As a writer and artist Doucet’s coming of age came in the last three issues of Dirty Plotte, in which she serialized the darkly autobiographical My New York Diary.
(D & Q published the graphic novel’s English version, which won the 2000 Firecracker Alternative Book Award.) Diary chronicles Doucet’s move to New York, where she passes her days in a cramped apartment trying to work on her comic (which, in a postmodern twist, we now hold in our hands) but ends up taking too many drugs, resulting in increasingly frequent epileptic seizures. It also documents her rise to “fame” and her possessive boyfriend’s increasing jealousy. Doucet’s characteristic drawing style – marked by darkly inked, densely filled panels – is perfectly suited to the claustrophobic narrative, and the dialogue is written in a realistic French-inflected English.

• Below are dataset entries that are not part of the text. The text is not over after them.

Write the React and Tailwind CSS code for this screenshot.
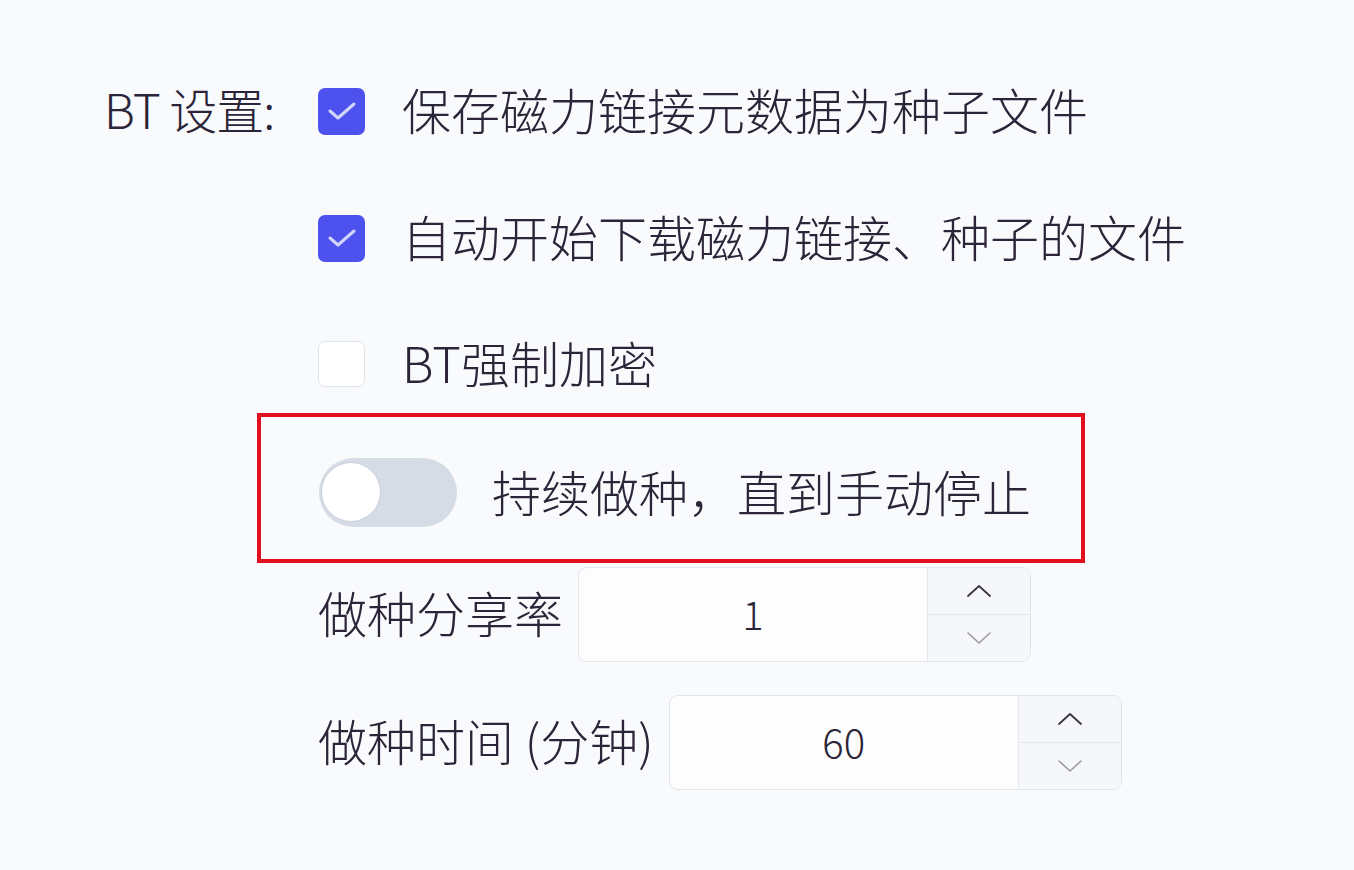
import React from "react";

const font = { fontFamily: '"Noto Sans CJK SC", "Noto Sans", sans-serif' };

function Check({ checked }) {
  if (checked) {
    return (
      <div className="w-[47px] h-[47px] rounded-[7px] bg-[#4d52ef] flex items-center justify-center shrink-0">
        <svg width="30" height="22" viewBox="0 0 30 22" fill="none">
          <polyline points="3,11 11,18 27,4" stroke="#d4d5fb" strokeWidth="3" strokeLinecap="round" strokeLinejoin="round" />
        </svg>
      </div>
    );
  }
  return <div className="w-[47px] h-[46px] rounded-[7px] border border-[#dfe3ea] bg-white shrink-0" />;
}

function Spin({ label, value }) {
  return (
    <div className="flex items-center gap-[15px]">
      <span className="text-[49px] leading-none text-[#2c2438] whitespace-nowrap font-light pb-[6px]">{label}</span>
      <div className="flex h-[95px] w-[453px] rounded-[9px] border border-[#e0e4eb] bg-[#fdfdfe] overflow-hidden">
        <div className="flex-1 flex items-center justify-center text-[40px] leading-none font-light text-[#2c2438] pb-[4px]">{value}</div>
        <div className="w-[103px] flex flex-col border-l border-[#e6e9ef] bg-[#f6f7fa]">
          <div className="flex-1 flex items-center justify-center border-b border-[#e3e6ec]">
            <svg width="26" height="14" viewBox="0 0 26 14" fill="none">
              <polyline points="2,12 13,2 24,12" stroke="#3a3444" strokeWidth="1.8" strokeLinecap="round" strokeLinejoin="round" />
            </svg>
          </div>
          <div className="flex-1 flex items-center justify-center">
            <svg width="26" height="14" viewBox="0 0 26 14" fill="none">
              <polyline points="2,2 13,12 24,2" stroke="#9a9aa3" strokeWidth="1.6" strokeLinecap="round" strokeLinejoin="round" />
            </svg>
          </div>
        </div>
      </div>
    </div>
  );
}

export default function App() {
  return (
    <div className="min-h-screen w-full bg-[#f9fafc] text-[#2c2438] font-light" style={font}>
      <div className="flex pt-[81px] pl-[104px]">
        <div className="w-[214px] h-[60px] flex items-center shrink-0">
          <span className="text-[48px] leading-none whitespace-nowrap tracking-[-1px] pb-[6px]">BT 设置:</span>
        </div>
        <div className="flex flex-col">
          <div className="h-[60px] flex items-center gap-[37px]">
            <Check checked />
            <span className="text-[49px] leading-none whitespace-nowrap pb-[6px]">保存磁力链接元数据为种子文件</span>
          </div>
          <div className="h-[60px] mt-[67px] flex items-center gap-[37px]">
            <Check checked />
            <span className="text-[49px] leading-none whitespace-nowrap pb-[6px]">自动开始下载磁力链接、种子的文件</span>
          </div>
          <div className="h-[60px] mt-[66px] flex items-center gap-[37px]">
            <Check checked={false} />
            <span className="text-[49px] leading-none whitespace-nowrap pb-[6px]">BT强制加密</span>
          </div>
          <div className="mt-[19px] ml-[-61px] w-[828px] h-[150px] border-[4px] border-[#e2101e] flex items-center pl-[58px] pt-[8px]">
            <div className="flex items-center gap-[35px]">
              <div className="w-[138px] h-[69px] rounded-full bg-[#d6dce6] flex items-center pl-[2px]">
                <div className="w-[60px] h-[60px] rounded-full bg-white border border-[#c9cfda]" />
              </div>
              <span className="text-[49px] leading-none whitespace-nowrap pb-[4px]">持续做种，直到手动停止</span>
            </div>
          </div>
          <div className="mt-[4px]">
            <Spin label="做种分享率" value="1" />
          </div>
          <div className="mt-[33px]">
            <Spin label="做种时间 (分钟)" value="60" />
          </div>
        </div>
      </div>
    </div>
  );
}
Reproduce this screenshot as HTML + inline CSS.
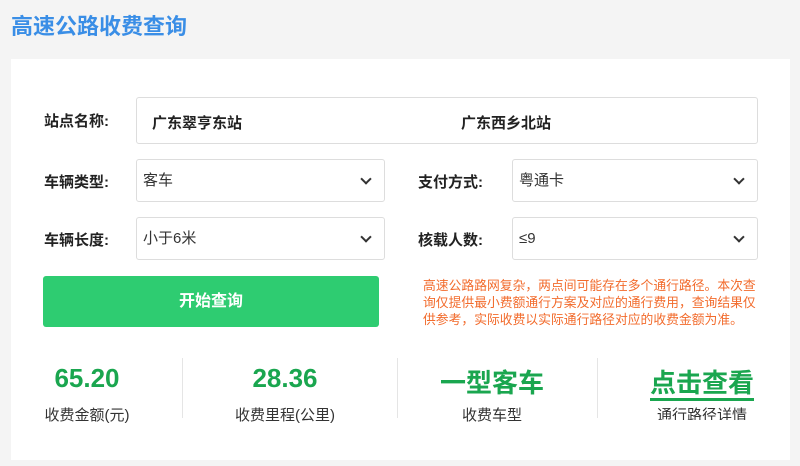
<html><head><style>
body{margin:0;width:800px;height:466px;background:#f4f4f4;font-family:"Liberation Sans","Noto Sans CJK SC",sans-serif;position:relative;overflow:hidden}
.a{position:absolute}
.t{left:11px;top:9px;font-size:22px;font-weight:bold;color:#3a8ee6}
.card{left:11px;top:59px;width:779px;height:401px;background:#fff}
.lbl{font-size:15px;font-weight:bold;color:#222}
.box{border:1px solid #ddd;border-radius:3px;background:#fff;box-sizing:border-box;font-size:15px;color:#333}
.sel{padding-left:6px;line-height:41px}
.sel:after{content:"";position:absolute;right:14px;top:15px;width:6px;height:6px;border-right:2px solid #333;border-bottom:2px solid #333;transform:rotate(45deg)}
.num{font-size:26px;font-weight:bold;color:#1aa64f;text-align:center;width:200px}
.sub{font-size:15px;color:#333;text-align:center;width:200px}
.div{width:1px;height:60px;background:#e5e5e5;top:358px}
</style></head><body>
<div class="a t">高速公路收费查询</div>
<div class="a card"></div>
<div class="a lbl" style="left:44px;top:110px">站点名称:</div>
<div class="a box" style="left:136px;top:97px;width:622px;height:47px"></div>
<div class="a lbl" style="left:152px;top:112px">广东翠亨东站</div>
<div class="a lbl" style="left:461px;top:112px">广东西乡北站</div>
<div class="a lbl" style="left:44px;top:171px">车辆类型:</div>
<div class="a box sel" style="left:136px;top:159px;width:249px;height:43px">客车</div>
<div class="a lbl" style="left:418px;top:171px">支付方式:</div>
<div class="a box sel" style="left:512px;top:159px;width:246px;height:43px">粤通卡</div>
<div class="a lbl" style="left:44px;top:229px">车辆长度:</div>
<div class="a box sel" style="left:136px;top:217px;width:249px;height:43px">小于6米</div>
<div class="a lbl" style="left:418px;top:229px">核载人数:</div>
<div class="a box sel" style="left:512px;top:217px;width:246px;height:43px">≤9</div>
<div class="a" style="left:43px;top:276px;width:336px;height:51px;background:#2ecc71;border-radius:3px;color:#fff;font-size:16px;font-weight:bold;text-align:center;line-height:51px">开始查询</div>
<div class="a" style="left:423px;top:277px;width:337px;font-size:12.8px;line-height:17px;color:#f26b2c">高速公路路网复杂，两点间可能存在多个通行路径。本次查询仅提供最小费额通行方案及对应的通行费用，查询结果仅供参考，实际收费以实际通行路径对应的收费金额为准。</div>
<div class="a num" style="left:-13px;top:363px">65.20</div>
<div class="a sub" style="left:-13px;top:404px">收费金额(元)</div>
<div class="a div" style="left:182px"></div>
<div class="a num" style="left:185px;top:363px">28.36</div>
<div class="a sub" style="left:185px;top:404px">收费里程(公里)</div>
<div class="a div" style="left:397px"></div>
<div class="a num" style="left:392px;top:363px">一型客车</div>
<div class="a sub" style="left:392px;top:404px">收费车型</div>
<div class="a div" style="left:597px"></div>
<div class="a num" style="left:602px;top:363px"><span style="border-bottom:3px solid #1aa64f">点击查看</span></div>
<div class="a sub" style="left:602px;top:404px;height:16px;overflow:hidden">通行路径详情</div>
</body></html>
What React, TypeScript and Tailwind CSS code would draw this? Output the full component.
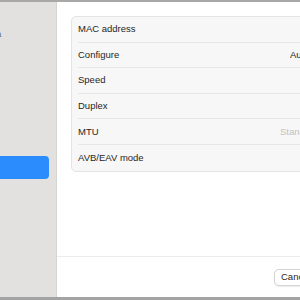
import React from 'react';

const rows: { label: string; value?: string; placeholder?: boolean; offset?: string }[] = [
  { label: 'MAC address' },
  { label: 'Configure', value: 'Automatic', offset: 'ml-[212px]' },
  { label: 'Speed' },
  { label: 'Duplex' },
  { label: 'MTU', value: 'Standard (1500)', placeholder: true, offset: 'ml-[202px]' },
  { label: 'AVB/EAV mode' },
];

export default function App() {
  return (
    <div className="flex h-[300px] w-[300px] flex-col overflow-hidden bg-white font-['Liberation_Sans',Arial,sans-serif] text-[9.5px] text-[#262626]">
      <div className="h-[2px] shrink-0 bg-[#a8a8a8]" />
      <div className="flex min-h-0 flex-1">
        <aside className="flex w-[57px] shrink-0 flex-col border-r border-[#d6d4d2] bg-[#e3e1df]">
          <div className="mt-[25px] h-[12px] overflow-hidden">
            <span className="-ml-[4px] text-[#666]">a</span>
          </div>
          <div className="mt-[117px] h-[23px] w-[49px] rounded-r-[4px] bg-[#2b8cfd]" />
        </aside>
        <main className="flex min-w-0 flex-1 flex-col">
          <div className="pl-[14px] pt-[14px]">
            <div className="w-[290px] overflow-hidden rounded-[5px] border border-[#e4e4e4] bg-[#f7f7f7]">
              {rows.map((r, i) => (
                <div key={r.label} className="px-[6px]">
                  <div
                    className={`flex h-[25.6px] items-center ${i < rows.length - 1 ? 'border-b border-[#e6e6e6]' : ''}`}
                  >
                    <span className="w-[60px] shrink-0 whitespace-nowrap">{r.label}</span>
                    {r.value && (
                      <span
                        className={`${r.offset} -translate-x-[60px] whitespace-nowrap ${r.placeholder ? 'text-[#c2c2c2]' : 'text-[#262626]'}`}
                      >
                        {r.value}
                      </span>
                    )}
                  </div>
                </div>
              ))}
            </div>
          </div>
          <div className="flex-1" />
          <div className="flex h-[41px] shrink-0 items-center border-t border-[#ececec] pl-[217px]">
            <button className="h-[17px] shrink-0 whitespace-nowrap rounded-[5px] border border-[#d4d4d4] bg-white px-[6px] text-[9.5px] leading-none text-[#262626] shadow-[0_0.5px_1px_rgba(0,0,0,0.08)]">
              Cancel
            </button>
          </div>
        </main>
      </div>
      <div className="h-[3px] shrink-0 bg-[#a3a3a3]" />
    </div>
  );
}
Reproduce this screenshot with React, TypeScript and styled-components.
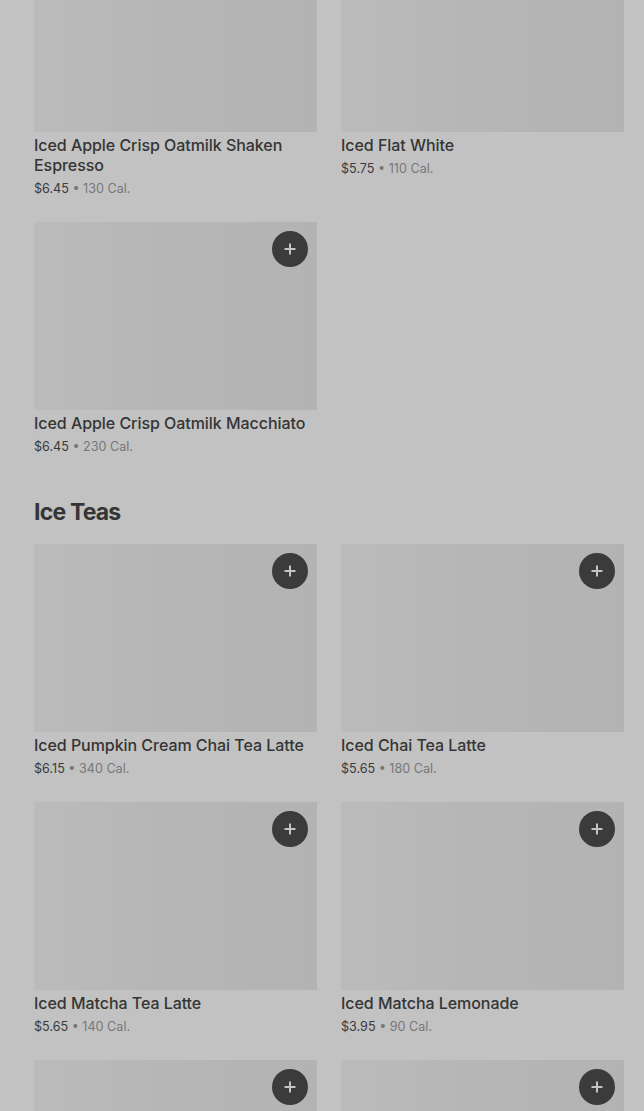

From New York Doucet moved to Seattle, then Berlin, before returning to Montreal, where Madame Paul is set. “I love Montreal, I have no regrets about coming back,” says the normally press-shy Doucet. “It’s a big city but not too big, it’s easygoing and not expensive, but there’s not too much you can do in the comics community here so you need to send stuff away to get published. People get their act together in Berlin and New York, they’re not just waiting. Another problem here is that it’s all boys. I used to feel comfortable with a boy crowd but not anymore.”
“I’ve finished with Dirty Plotte,” Doucet continues, “because it’s quite a lot of work, and not that much money. I went to a newspaper to propose a comic strip (The Madame Paul Affair was initially serialized in French-language Montreal weekly ici) because I only had to draw a small page and it would be out the next week. For once it was regular pay and good money.”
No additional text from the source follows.